Where are all the free-market lovers? You now have bureaucrats making massive financial bets. What could go wrong?

31 The Anti-Gnostic June 13, 2014 at 11:01 am

Major difference: when a free market actor makes a bet he has to come up with the money himself. He can’t just collect taxes or print it. The risk remains non-systemic.

32 Effem June 13, 2014 at 11:02 am

Uh, Congress could easily change the law to be able to print its own funds instead of having to borrow. And if that were to happen then you’d be comfortable with Congress making massive financial bets?!

33 The Anti-Gnostic June 13, 2014 at 12:17 pm

No?! I wouldn’t?! Because when you can just print or tax, non-systemic risk becomes systemic?!

34 mulp June 13, 2014 at 3:30 pm

“the macroeconomic effects of asset purchases”

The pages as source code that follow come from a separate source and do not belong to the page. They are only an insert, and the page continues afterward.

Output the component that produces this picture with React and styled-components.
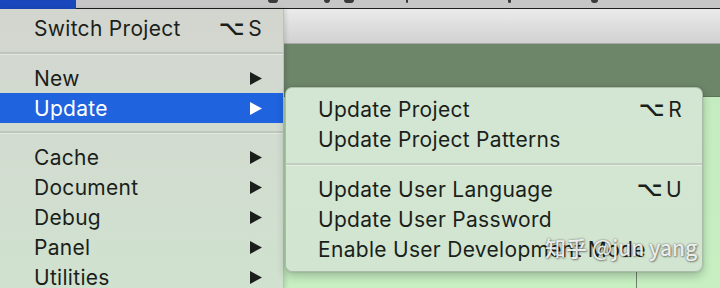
import React from 'react';
import styled, { createGlobalStyle } from 'styled-components';

const GlobalStyle = createGlobalStyle`
    html, body {
        margin: 0;
        padding: 0;
        width: 720px;
        height: 288px;
        overflow: hidden;
        background: #c7eec2;
    }
    * {
        box-sizing: border-box;
    }
`;

const Screen = styled.div`
    position: relative;
    width: 720px;
    height: 288px;
    display: flex;
    flex-direction: column;
    overflow: hidden;
    font-family: "Inter", "Liberation Sans", "DejaVu Sans", sans-serif;
    color: #1b1f1b;
`;

const MenuBar = styled.div`
    height: 9px;
    flex: none;
    display: flex;
    background: #c6c6c6;
`;

const MenuBarTitle = styled.div`
    width: 76px;
    background: #1a47bb;
`;

const MenuBarIcons = styled.div`
    flex: 1;
    display: flex;
    align-items: flex-start;
    padding-left: 192px;
    border-bottom: 1px solid #1e1e1e;
`;

const TrayGlyph = styled.div`
    width: ${p => p.w}px;
    height: 3px;
    margin-left: ${p => p.gap}px;
    background: #3a3a3a;
    border-radius: 0 0 3px 3px;
`;

const Body = styled.div`
    flex: 1;
    display: flex;
    min-height: 0;
`;

const MainMenu = styled.div`
    width: 284px;
    flex: none;
    padding-top: 4px;
    background: linear-gradient(180deg, #d3d5cf 0%, #d2dbd0 40%, #d0e2cf 100%);
    border-right: 1px solid #b9c2b6;
    box-shadow: 2px 0 4px rgba(0, 0, 0, 0.12);
    z-index: 1;
`;

const Row = styled.div`
    height: 30px;
    display: flex;
    align-items: center;
    padding-left: ${p => p.$indent}px;
    padding-right: ${p => p.$right}px;
    font-size: 21px;
    letter-spacing: 0.3px;
    background: ${p => (p.$active ? '#1f63df' : 'transparent')};
    color: ${p => (p.$active ? '#ffffff' : '#1b1f1b')};
`;

const Label = styled.span`
    flex: 1;
    white-space: nowrap;
`;

const Shortcut = styled.span`
    display: flex;
    align-items: center;
    gap: 5px;
    font-size: 21px;
    color: #1b1f1b;
`;

const OptionKey = styled.span`
    font-family: "DejaVu Sans", sans-serif;
    font-weight: bold;
    font-size: 20px;
    display: inline-block;
    transform: scaleX(1.12);
`;

const Separator = styled.div`
    height: ${p => p.$h}px;
    display: flex;
    align-items: center;

    &::after {
        content: '';
        flex: 1;
        height: 2px;
        background: #bfc6bc;
        border-bottom: 1px solid #e2e8e0;
    }
`;

const Window = styled.div`
    flex: 1;
    display: flex;
    flex-direction: column;
`;

const Toolbar = styled.div`
    height: 35px;
    flex: none;
    background: linear-gradient(180deg, #ebebeb 0%, #d1d1d1 100%);
    border-bottom: 1px solid #a9aaa8;
`;

const GreenBand = styled.div`
    height: 53px;
    flex: none;
    background: #6d8569;
    border-bottom: 1px solid #5d7359;
`;

const Content = styled.div`
    flex: 1;
    display: flex;
    background: linear-gradient(180deg, #c5ebc0 0%, #c7efc2 100%);
`;

const Divider = styled.div`
    width: 1px;
    margin-left: 352px;
    background: #6f7f6c;
`;

const SubMenu = styled.div`
    position: absolute;
    left: 285px;
    top: 87px;
    width: 418px;
    padding: 6px 0 7px;
    border-radius: 7px;
    background: linear-gradient(180deg, #d3e6d3 0%, #d2e5d0 100%);
    border: 1px solid rgba(120, 140, 118, 0.45);
    box-shadow: 0 4px 10px rgba(0, 0, 0, 0.22), 0 0 2px rgba(0, 0, 0, 0.2);
    z-index: 2;
`;

const SubSeparator = styled(Separator)`
    &::after {
        height: 2px;
        background: #c1cdbf;
        border-bottom: 1px solid #e4eee2;
    }
`;

const Watermark = styled.div`
    position: absolute;
    left: 545px;
    top: 232px;
    z-index: 3;
    font-family: "Noto Sans CJK SC", "Liberation Sans", sans-serif;
    font-size: 21px;
    font-weight: 500;
    color: rgba(255, 255, 255, 0.88);
    text-shadow: 0 0 2px rgba(0, 0, 0, 0.55), 1px 1px 2px rgba(0, 0, 0, 0.35);
    white-space: nowrap;
`;

const Arrow = ({ color }) => (
    <svg width="14" height="15" viewBox="0 0 14 15">
        <polygon points="1,1 13,7.5 1,14" fill={color} />
    </svg>
);

const Key = ({ k }) => (
    <Shortcut>
        <OptionKey>⌥</OptionKey>
        {k}
    </Shortcut>
);

const mainTop = [{ label: 'New' }, { label: 'Update', active: true }];
const mainBottom = ['Cache', 'Document', 'Debug', 'Panel', 'Utilities'];

const App = () => {
    return (
        <Screen>
            <GlobalStyle />
            <MenuBar>
                <MenuBarTitle />
                <MenuBarIcons>
                    <TrayGlyph w={10} gap={0} />
                    <TrayGlyph w={6} gap={46} />
                    <TrayGlyph w={10} gap={14} />
                    <TrayGlyph w={2} gap={52} />
                    <TrayGlyph w={3} gap={100} />
                    <TrayGlyph w={7} gap={80} />
                </MenuBarIcons>
            </MenuBar>
            <Body>
                <MainMenu>
                    <Row $indent={34} $right={21}>
                        <Label>Switch Project</Label>
                        <Key k="S" />
                    </Row>
                    <Separator $h={20} />
                    {mainTop.map(item => (
                        <Row key={item.label} $indent={34} $right={20} $active={item.active}>
                            <Label>{item.label}</Label>
                            <Arrow color={item.active ? '#ffffff' : '#1b1f1b'} />
                        </Row>
                    ))}
                    <Separator $h={19} />
                    {mainBottom.map(label => (
                        <Row key={label} $indent={34} $right={20}>
                            <Label>{label}</Label>
                            <Arrow color="#1b1f1b" />
                        </Row>
                    ))}
                </MainMenu>
                <Window>
                    <Toolbar />
                    <GreenBand />
                    <Content>
                        <Divider />
                    </Content>
                </Window>
            </Body>
            <SubMenu>
                <Row $indent={32} $right={20}>
                    <Label>Update Project</Label>
                    <Key k="R" />
                </Row>
                <Row $indent={32} $right={20}>
                    <Label>Update Project Patterns</Label>
                </Row>
                <SubSeparator $h={20} />
                <Row $indent={32} $right={20}>
                    <Label>Update User Language</Label>
                    <Key k="U" />
                </Row>
                <Row $indent={32} $right={20}>
                    <Label>Update User Password</Label>
                </Row>
                <Row $indent={32} $right={20}>
                    <Label>Enable User Development Mode</Label>
                </Row>
            </SubMenu>
            <Watermark>知乎 @jun yang</Watermark>
        </Screen>
    );
};

export default App;
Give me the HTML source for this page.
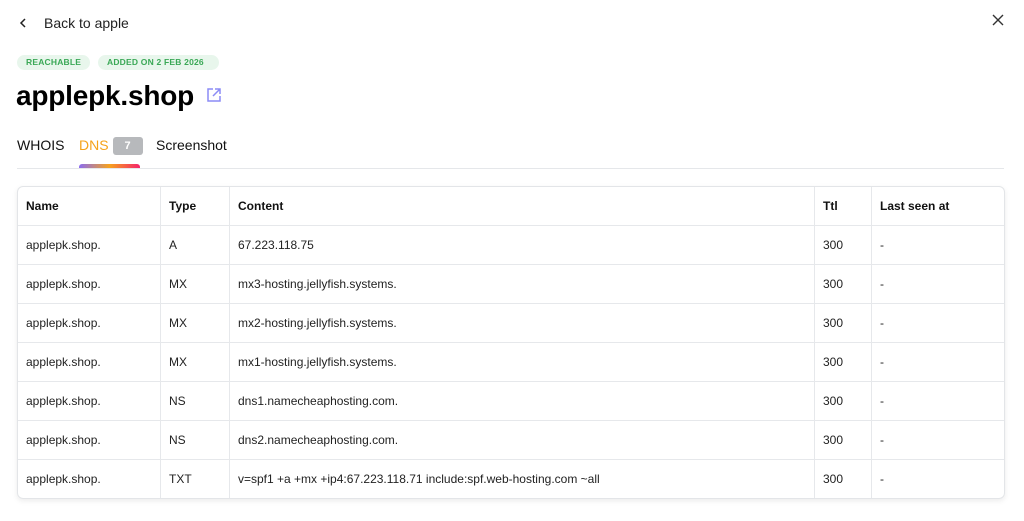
<!DOCTYPE html>
<html><head><style>
body{margin:0;width:1024px;height:521px;background:#fff;font-family:"Liberation Sans",sans-serif;color:#111;position:relative;overflow:hidden}
.back{position:absolute;left:19px;top:15px;font-size:14px;color:#222}
.back span{margin-left:17px}
.x{position:absolute;right:19px;top:13px}
.badge{position:absolute;top:55px;height:15px;line-height:15px;border-radius:8px;background:#e8f6ec;color:#3aa856;font-size:8.5px;font-weight:bold;padding:0 9px;letter-spacing:.2px}
h1{position:absolute;left:16px;top:80px;margin:0;font-size:28px;font-weight:bold;letter-spacing:-.2px;color:#000}
.ext{position:absolute;left:206px;top:87px}
.tabs{position:absolute;left:17px;top:137px;font-size:14px}
.tab{position:absolute;white-space:nowrap}
.cnt{display:inline-block;background:#b7b9bc;color:#fff;font-size:11px;font-weight:bold;width:30px;height:18px;line-height:18px;text-align:center;border-radius:3px;margin-left:4px;vertical-align:1px}
.line{position:absolute;left:17px;top:168px;width:987px;height:1px;background:#e5e7ea}
.ul{position:absolute;left:79px;top:164px;width:61px;height:4px;border-radius:3px 3px 0 0;background:linear-gradient(90deg,#8a6cf0,#f6a21e,#f5236b)}
table{position:absolute;left:17px;top:186px;width:988px;border-collapse:separate;border-spacing:0;border:1px solid #e3e5e8;border-radius:6px;box-shadow:0 2px 6px rgba(0,0,0,.08);font-size:12px}
td,th{height:38px;padding:0 8px;border-bottom:1px solid #e6e8eb;border-right:1px solid #e6e8eb;text-align:left;color:#222}
th{font-weight:bold;color:#111}
tr:last-child td{border-bottom:none}
td:last-child,th:last-child{border-right:none}
</style></head><body>
<div class="back"><svg width="8" height="10" viewBox="0 0 8 10"><path d="M6 1L2 5l4 4" stroke="#222" stroke-width="1.5" fill="none"/></svg><span>Back to apple</span></div>
<svg class="x" width="14" height="14" viewBox="0 0 14 14"><path d="M2 2l10 10M12 2L2 12" stroke="#333" stroke-width="1.4"/></svg>
<div class="badge" style="left:17px;width:55px">REACHABLE</div>
<div class="badge" style="left:98px;width:103px">ADDED ON 2 FEB 2026</div>
<h1>applepk.shop</h1>
<svg class="ext" width="16" height="16" viewBox="0 0 16 16"><path d="M7 2H2v12h12V9M9 2h5v5M14 2L7 9" stroke="#8c8cf5" stroke-width="1.5" fill="none"/></svg>
<div class="tabs">
<div class="tab" style="left:0;top:0">WHOIS</div>
<div class="tab" style="left:62px;top:0;color:#f5a31a">DNS<span class="cnt">7</span></div>
<div class="tab" style="left:139px;top:0">Screenshot</div>
</div>
<div class="line"></div><div class="ul"></div>
<table>
<colgroup><col style="width:143px"><col style="width:69px"><col style="width:585px"><col style="width:57px"><col></colgroup>
<tr><th>Name</th><th>Type</th><th>Content</th><th>Ttl</th><th>Last seen at</th></tr>
<tr><td>applepk.shop.</td><td>A</td><td>67.223.118.75</td><td>300</td><td>-</td></tr>
<tr><td>applepk.shop.</td><td>MX</td><td>mx3-hosting.jellyfish.systems.</td><td>300</td><td>-</td></tr>
<tr><td>applepk.shop.</td><td>MX</td><td>mx2-hosting.jellyfish.systems.</td><td>300</td><td>-</td></tr>
<tr><td>applepk.shop.</td><td>MX</td><td>mx1-hosting.jellyfish.systems.</td><td>300</td><td>-</td></tr>
<tr><td>applepk.shop.</td><td>NS</td><td>dns1.namecheaphosting.com.</td><td>300</td><td>-</td></tr>
<tr><td>applepk.shop.</td><td>NS</td><td>dns2.namecheaphosting.com.</td><td>300</td><td>-</td></tr>
<tr><td>applepk.shop.</td><td>TXT</td><td>v=spf1 +a +mx +ip4:67.223.118.71 include:spf.web-hosting.com ~all</td><td>300</td><td>-</td></tr>
</table>
</body></html>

I see all those “assets” as liabilities.

When I grew up, assets were real things that lasted a long time and provided some return over that period that exceeded the face price of the asset and in addition had residual value even at end of useful life.

Since 1980, the unchaining of finance from government enforced reality, and government deciding that borrowing money you never intend to repay to create a crisis that would stop all lending to government, “asset” represent past spending with no residual value at all – pure past consumption.

Banks extended this to mortgages, funding past consumption with mortgages on assets that had inflated prices even as the building were decaying in regions of economic decline which was eroding the monopoly price of the land. Draw the Detroit city line between two plots of land, and one has a lower price than the other because the deed to the Detroit property is currently a bigger liability than the one outside.

The current efforts are to destroy the value of the “assets” which are the liabilities of Detroit so the deed to land inside of Detroit will be unburdened from the liability so the monopoly of the deed will reap huge price gains. The value of the land is unchanged.